Credit: Digital Vision

A thorough analysis of genetic variation in natural populations is crucial to identify the variants that affect phenotypes, and to determine the evolutionary forces underlying such diversity. Clark, Weigel and colleagues now provide a comprehensive polymorphism resource for Arabidopsis thaliana that paves the way for both functional and evolutionary studies. Putting this resource to use, Nordborg and colleagues have explored the pattern of linkage disequilibrium (LD) in this model organism, setting the stage for future genome-wide association studies.

In the first study, the authors used a high-density array resequencing approach to survey sequence variation in 20 wild accessions (strains) of A. thaliana. They detected more than a million non-redundant SNPs with various levels of confidence using two complementary methods (a model-based algorithm and a machine-learning method). A set of 648,570 SNPs that were detected at a false discovery rate of about 2% was then selected for further analysis. As well as SNPs, they also identified long tracts of polymorphic sequences that corresponded to clusters of SNPs and deletions.

To examine possible functional consequences of the variation that they uncovered, the authors focused on the 26,541 annotated protein-coding genes in A. thaliana. They found that 1,614 of them contain at least one SNP with a large effect on the gene-product integrity (for example, SNPs that insert or remove stop codons or that affect splicing sites), and that 1,191 genes include deletions or highly polymorphic sequences.

Interestingly, changes with large effect occurred with a higher frequency in several gene families. These included nucleotide-binding leucine-rich repeat (NB-LRR) genes and receptor-like kinase (RLK) genes, which are both implicated in strain-specific resistance to pathogens. For these gene families, an analysis of allele frequencies for different types of polymorphism showed that both non-synonymous and synonymous variants are skewed towards high frequency compared with what is observed for other gene families. The unusual variation in NB-LRR and RLK genes might reflect the action of balancing selection, possibly as a result of regional adaptation to the biotic environment.

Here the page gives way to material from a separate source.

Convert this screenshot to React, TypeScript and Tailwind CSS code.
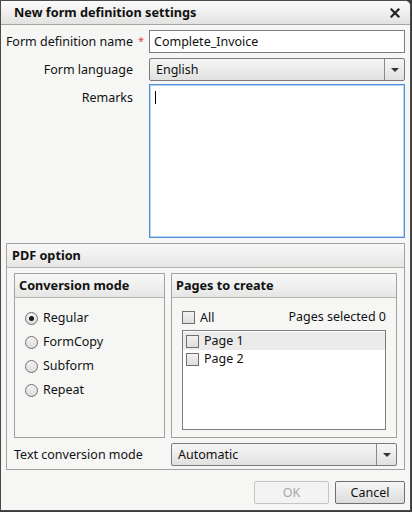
import React from "react";

const font = { fontFamily: '"Noto Sans", "Open Sans", Arial, sans-serif' };

function Radio({ checked, label }: { checked?: boolean; label: string }) {
  return (
    <div className="flex items-center h-[24px]">
      <span className="w-[13px] h-[13px] rounded-full border border-[#6f6f6f] bg-gradient-to-b from-[#f4f4f4] to-[#dcdcdc] flex items-center justify-center">
        {checked && <span className="w-[5px] h-[5px] rounded-full bg-[#1a1a1a]" />}
      </span>
      <span className="ml-[5px] text-[12.5px] text-[#111] pt-[1px]">{label}</span>
    </div>
  );
}

function Check() {
  return (
    <span className="w-[13px] h-[13px] border border-[#707070] bg-gradient-to-b from-[#f2f2f2] to-[#dedede] inline-block shrink-0" />
  );
}

function Arrow() {
  return (
    <div className="w-[20px] h-full border-l border-[#8a8a8a] flex items-center justify-center">
      <svg width="8" height="4" viewBox="0 0 8 4">
        <path d="M0 0 H8 L4 4 Z" fill="#333" />
      </svg>
    </div>
  );
}

export default function App() {
  return (
    <div className="w-[412px] h-[512px] bg-[#3b3b3b]" style={font}>
      <div className="w-[411px] h-[511px] border border-[#4a4a4a] rounded-tr-[6px] bg-[#f6f7f5] flex flex-col overflow-hidden">
        {/* Title bar */}
        <div className="h-[24px] shrink-0 bg-gradient-to-b from-[#fbfbfb] to-[#e2e3e1] border-b border-[#a4a4a4] flex items-center pl-[13px] pr-[10px]">
          <span className="text-[12.7px] font-bold text-[#111] flex-1 whitespace-nowrap pt-[1px]">New form definition settings</span>
          <svg width="10" height="10" viewBox="0 0 10 10">
            <path d="M1.5 1.5 L8.5 8.5 M8.5 1.5 L1.5 8.5" stroke="#222" strokeWidth="2.2" strokeLinecap="square" />
          </svg>
        </div>

        {/* Row 1 */}
        <div className="flex items-center mt-[5px] h-[23px]">
          <div className="w-[132px] text-right text-[12.5px] text-[#111] shrink-0 whitespace-nowrap pt-[1px]">Form definition name</div>
          <div className="w-[16px] text-center text-[11px] text-[#e04848] shrink-0">*</div>
          <div className="flex-1 mr-[5px] h-[23px] border border-[#7d7d7d] bg-white flex items-center pl-[4px] pt-[1px] text-[12.5px] text-[#111]">
            Complete_Invoice
          </div>
        </div>

        {/* Row 2 */}
        <div className="flex items-center mt-[5px] h-[23px]">
          <div className="w-[132px] text-right text-[12.5px] text-[#111] shrink-0 whitespace-nowrap pt-[1px]">Form language</div>
          <div className="w-[16px] shrink-0" />
          <div className="flex-1 mr-[5px] h-[23px] border border-[#7a7a7a] rounded-[2px] bg-gradient-to-b from-[#f6f6f6] to-[#e1e1e1] flex items-center">
            <span className="flex-1 pl-[6px] pt-[1px] text-[12.5px] text-[#111]">English</span>
            <Arrow />
          </div>
        </div>

        {/* Remarks */}
        <div className="flex mt-[3px]">
          <div className="w-[132px] text-right text-[12.5px] text-[#111] shrink-0 pt-[5px] whitespace-nowrap">Remarks</div>
          <div className="w-[16px] shrink-0" />
          <div className="flex-1 mr-[5px] h-[154px] border border-[#4d90d8] shadow-[inset_0_0_0_1px_#b5d5f3] bg-white pl-[5px] pt-[6px]">
            <div className="w-[1px] h-[13px] bg-black" />
          </div>
        </div>

        {/* PDF option */}
        <div className="mx-[5px] mt-[5px] border border-[#a3a3a3] flex flex-col">
          <div className="h-[24px] bg-gradient-to-b from-[#f8f8f8] to-[#e6e7e5] border-b border-[#b5b5b5] flex items-center pl-[5px] pt-[1px] text-[12.7px] font-bold text-[#111]">
            PDF option
          </div>
          <div className="flex px-[7px] pt-[5px] gap-[6px]">
            {/* Conversion mode */}
            <div className="w-[151px] h-[165px] border border-[#a3a3a3] flex flex-col">
              <div className="h-[24px] bg-gradient-to-b from-[#f8f8f8] to-[#e6e7e5] border-b border-[#b5b5b5] flex items-center pl-[4px] pt-[1px] text-[12.7px] font-bold text-[#111]">
                Conversion mode
              </div>
              <div className="pl-[10px] pt-[8px] flex flex-col">
                <Radio checked label="Regular" />
                <Radio label="FormCopy" />
                <Radio label="Subform" />
                <Radio label="Repeat" />
              </div>
            </div>
            {/* Pages to create */}
            <div className="flex-1 h-[165px] border border-[#a3a3a3] flex flex-col">
              <div className="h-[24px] bg-gradient-to-b from-[#f8f8f8] to-[#e6e7e5] border-b border-[#b5b5b5] flex items-center pl-[4px] pt-[1px] text-[12.7px] font-bold text-[#111]">
                Pages to create
              </div>
              <div className="px-[10px] flex flex-col">
                <div className="flex items-center h-[20px] mt-[9px]">
                  <Check />
                  <span className="ml-[5px] text-[12.5px] text-[#111] flex-1 mt-[3px]">All</span>
                  <span className="text-[12.5px] text-[#111]">Pages selected 0</span>
                </div>
                <div className="mt-[3px] h-[100px] border border-[#7d7d7d] bg-white flex flex-col pt-[1px]">
                  <div className="h-[18px] bg-[#ebebeb] flex items-center pl-[3px]">
                    <Check />
                    <span className="ml-[5px] pt-[1px] text-[12.5px] text-[#111]">Page 1</span>
                  </div>
                  <div className="h-[18px] flex items-center pl-[3px]">
                    <Check />
                    <span className="ml-[5px] pt-[1px] text-[12.5px] text-[#111]">Page 2</span>
                  </div>
                </div>
              </div>
            </div>
          </div>
          {/* Text conversion mode */}
          <div className="flex items-center px-[7px] mt-[5px] mb-[3px] gap-[6px]">
            <div className="w-[151px] pt-[1px] text-[12.5px] text-[#111] whitespace-nowrap">Text conversion mode</div>
            <div className="flex-1 h-[23px] border border-[#7a7a7a] rounded-[2px] bg-gradient-to-b from-[#f6f6f6] to-[#e1e1e1] flex items-center">
              <span className="flex-1 pl-[6px] pt-[1px] text-[12.5px] text-[#111]">Automatic</span>
              <Arrow />
            </div>
          </div>
        </div>

        {/* Footer */}
        <div className="flex justify-end gap-[6px] mr-[5px] mt-[11px]">
          <div className="w-[75px] h-[23px] border border-[#c4c4c4] rounded-[2px] bg-[#f3f3f3] flex items-center justify-center pt-[1px] text-[12.5px] text-[#a6a6a6]">
            OK
          </div>
          <div className="w-[70px] h-[23px] border border-[#707070] rounded-[2px] bg-gradient-to-b from-[#f6f6f6] to-[#dcdcdc] flex items-center justify-center pt-[1px] text-[12.5px] text-[#111]">
            Cancel
          </div>
        </div>
      </div>
    </div>
  );
}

Zooming out to the chromosomal level revealed that variation has a non-random distribution along the chromosomes. For some regions, including those with high NB-LRR gene number, the authors observed high polymorphism levels, which they suggest result from multiple factors, including linkage to polymorphisms that are maintained by balancing selection. By contrast, for several regions polymorphism was very low, and long tracts of extended haplotype sharing indicated the action of recent positive selection.

In the second study, Nordborg and colleagues analysed the LD pattern in 19 accessions of A. thaliana. They found that, similar to humans, LD decreases within 10 kb, probably owing to a balance between the large size of the worldwide population and its high rate of selfing. LD extent varies widely across the genome, with a population recombination rate that correlates with the level of polymorphism and GC content. The authors show that a genotyping array designed on the basis of these results should have more than adequate coverage for genome-wide association mapping.

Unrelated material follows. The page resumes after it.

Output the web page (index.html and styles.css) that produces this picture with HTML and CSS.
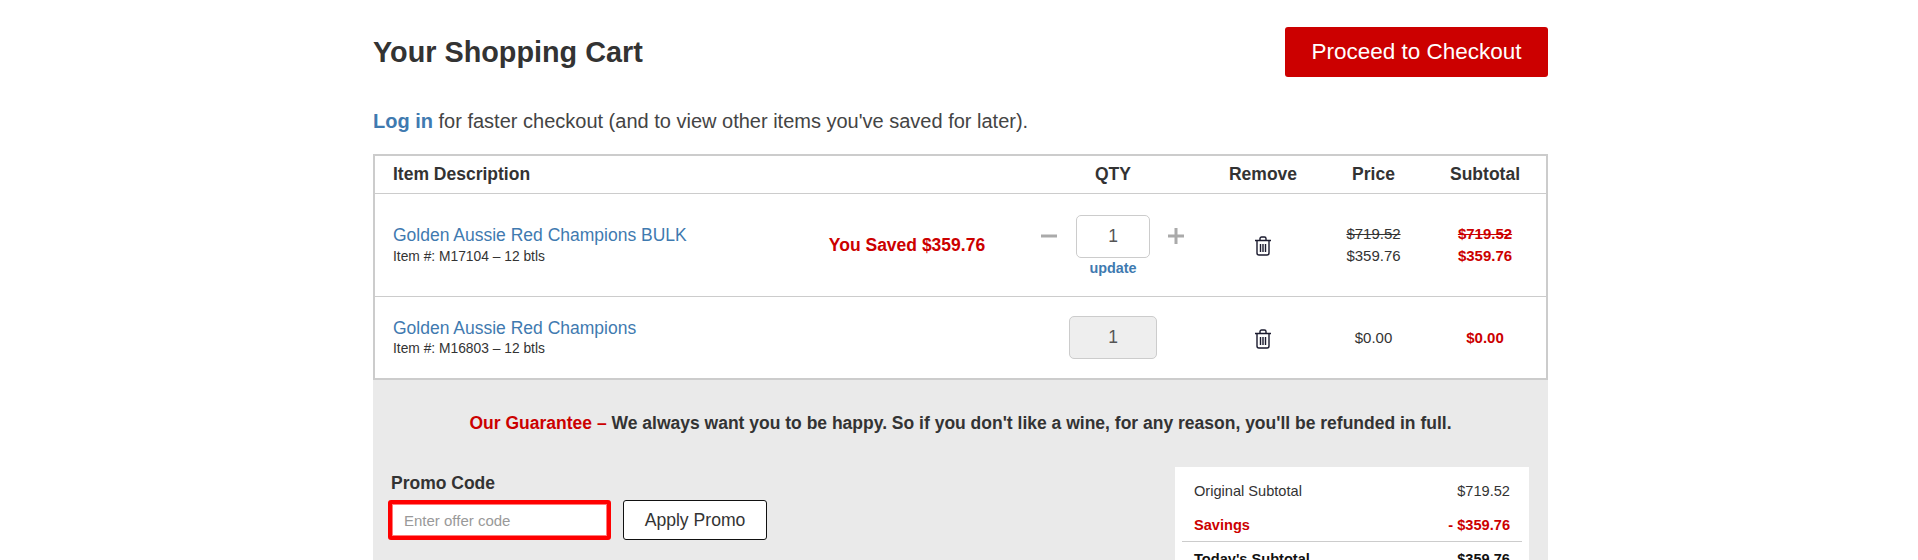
FILE: index.html
```html
<!DOCTYPE html>
<html lang="en">
<head>
<meta charset="utf-8">
<title>Your Shopping Cart</title>
<link rel="stylesheet" href="styles.css">
</head>
<body>
<main class="cart">
  <header class="cart-head">
    <h1>Your Shopping Cart</h1>
    <a class="checkout" href="#">Proceed to Checkout</a>
  </header>
  <p class="login"><a href="#">Log in</a> for faster checkout (and to view other items you've saved for later).</p>
  <section class="table">
    <div class="row head-row">
      <div class="desc">Item Description</div>
      <div></div>
      <div class="c">QTY</div>
      <div class="c">Remove</div>
      <div class="c">Price</div>
      <div class="c">Subtotal</div>
    </div>
    <div class="row item item-a">
      <div class="desc"><a class="name" href="#">Golden Aussie Red Champions BULK</a><div class="sku">Item #: M17104 – 12 btls</div></div>
      <div class="saved">You Saved $359.76</div>
      <div class="qty-cell">
        <div class="stepper">
          <svg class="step" viewBox="0 0 18 18"><path d="M0 9h16" /></svg>
          <div class="qty">1</div>
          <svg class="step" viewBox="0 0 18 18"><path d="M1 9h16M9 1v16" /></svg>
        </div>
        <a class="update" href="#">update</a>
      </div>
      <div class="c"><svg class="trash" viewBox="0 0 18 20"><path d="M1 4.500h16M6 4.500V2.600C6 1.700 6.700 1 7.600 1h2.800c.9 0 1.600.7 1.600 1.600v1.900M3 4.500v12.600c0 1 .8 1.900 1.900 1.900h8.200c1 0 1.900-.9 1.900-1.900V4.500M6.500 8v8M9 8v8M11.500 8v8"/></svg></div>
      <div class="c price"><s>$719.52</s><br>$359.76</div>
      <div class="c price red"><s>$719.52</s><br>$359.76</div>
    </div>
    <div class="row item item-b">
      <div class="desc"><a class="name" href="#">Golden Aussie Red Champions</a><div class="sku">Item #: M16803 – 12 btls</div></div>
      <div></div>
      <div class="qty-cell"><div class="qty locked">1</div></div>
      <div class="c"><svg class="trash" viewBox="0 0 18 20"><path d="M1 4.500h16M6 4.500V2.600C6 1.700 6.700 1 7.600 1h2.800c.9 0 1.600.7 1.600 1.600v1.900M3 4.500v12.600c0 1 .8 1.900 1.900 1.900h8.200c1 0 1.900-.9 1.900-1.900V4.500M6.500 8v8M9 8v8M11.500 8v8"/></svg></div>
      <div class="c price">$0.00</div>
      <div class="c price red">$0.00</div>
    </div>
  </section>
  <section class="panel">
    <p class="guarantee"><span class="red">Our Guarantee –</span> We always want you to be happy. So if you don't like a wine, for any reason, you'll be refunded in full.</p>
    <div class="panel-body">
      <form class="promo">
        <label class="promo-label" for="code">Promo Code</label>
        <div class="promo-row">
          <input id="code" class="promo-input" placeholder="Enter offer code">
          <button type="button" class="promo-btn">Apply Promo</button>
        </div>
      </form>
      <aside class="summary">
        <div class="sum-row"><span>Original Subtotal</span><span>$719.52</span></div>
        <div class="sum-row red strong"><span>Savings</span><span>- $359.76</span></div>
        <div class="sum-row total strong"><span>Today's Subtotal</span><span>$359.76</span></div>
      </aside>
    </div>
  </section>
</main>
</body>
</html>
```
FILE: styles.css
```css
* { box-sizing: border-box; }
html, body { margin: 0; height: 560px; overflow: hidden; background: #fff; }
body { font-family: "Liberation Sans", Arial, sans-serif; color: #333; font-size: 14px; }
a { text-decoration: none; color: #3f7ab0; }
.red { color: #c00; }
.cart { width: 1175px; margin-left: 373px; }
.cart-head { display: flex; justify-content: space-between; align-items: flex-start; padding-top: 27px; height: 100px; }
h1 { margin: 9px 0 0; font-size: 28.800px; line-height: 32px; font-weight: 700; }
.checkout { display: flex; align-items: center; justify-content: center; width: 263px; height: 50px; background: #c00; color: #fff; border-radius: 3px; font-size: 22.500px; }
.login { margin: 0; height: 54px; padding-top: 11px; font-size: 20px; line-height: 20px; color: #444; }
.login a { font-weight: 700; }
.table { border: 2px solid #ccc; background: #fff; height: 226px; }
.row { display: grid; grid-template-columns: 1fr 232px 180px 120px 101px 122px; align-items: center; }
.head-row { height: 38px; border-bottom: 1px solid #ccc; font-size: 17.500px; font-weight: 700; }
.item-a { height: 103px; border-bottom: 1px solid #ccc; }
.item-b { height: 81px; }
.desc { padding-left: 18px; }
.c { text-align: center; }
.name { font-size: 17.500px; line-height: 20px; display: block; }
.item-a .name { margin-top: -1px; }
.sku { font-size: 13.800px; line-height: 16px; margin-top: 3px; }
.item-a .sku { margin-top: 4px; }
.saved { color: #c00; font-size: 17.500px; font-weight: 700; text-align: center; }
.qty-cell { display: flex; flex-direction: column; align-items: center; }
.stepper { display: flex; align-items: center; gap: 17px; }
.step { width: 18px; height: 18px; fill: none; stroke: #aaa; stroke-width: 3; }
.qty { width: 74px; height: 43px; border: 1px solid #ccc; border-radius: 5px; display: flex; align-items: center; justify-content: center; font-size: 17.500px; color: #555; background: #fff; }
.locked { width: 88px; background: #eee; }
.update { font-size: 14.400px; font-weight: 700; line-height: 16px; margin-top: 2px; }
.trash { width: 18px; height: 20px; fill: none; stroke: #1a1a2e; stroke-width: 1.4; display: block; margin: 2px auto 0; }
.price { font-size: 15px; line-height: 22px; }
.price.red { font-weight: 700; }
.panel { background: #eaeaea; padding: 0 18px; height: 200px; }
.guarantee { margin: 0; height: 87px; padding-top: 33px; text-align: center; font-size: 17.500px; line-height: 20px; font-weight: 700; }
.panel-body { display: flex; justify-content: space-between; align-items: flex-start; }
.promo { padding-top: 6px; margin-left: -3px; }
.promo-label { display: block; font-size: 17.500px; font-weight: 700; line-height: 20px; margin-left: 3px; margin-bottom: 7px; }
.promo-row { display: flex; gap: 12px; }
.promo-input { width: 223px; height: 40px; border: 4px solid #f00; border-radius: 3px; padding: 0 12px; font: 15px "Liberation Sans", Arial, sans-serif; background: #fff; outline: none; box-shadow: inset 0 0 0 1px #ff7a7a; }
.promo-input::placeholder { color: #999; opacity: 1; }
.promo-btn { width: 144px; height: 40px; border: 1px solid #111; border-radius: 3px; background: #fff; color: #333; font: 17.600px "Liberation Sans", Arial, sans-serif; }
.summary { width: 354px; margin-right: 1px; background: #fff; padding: 14px 7px 8px; }
.sum-row { display: flex; justify-content: space-between; padding: 0 12px; font-size: 14.600px; line-height: 20px; margin-bottom: 14px; }
.strong { font-weight: 700; }
.total { border-top: 1px solid #ccc; padding-top: 7px; color: #111; margin-top: -8px; }
```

What has shaped LD in A. thaliana? The authors suggest that both recombination and selection have played a part. They found evidence for recombination hotspots, which were preferentially located outside gene-coding regions, and found that LD is more extensive when flanking non-synonymous SNPs than when flanking synonymous SNPs, which indicates the effect of underlying directional selection.

Altogether, these findings represent an important step towards a better understanding of the forces that shape variation in A. thaliana as well as the functional consequences of such diversity.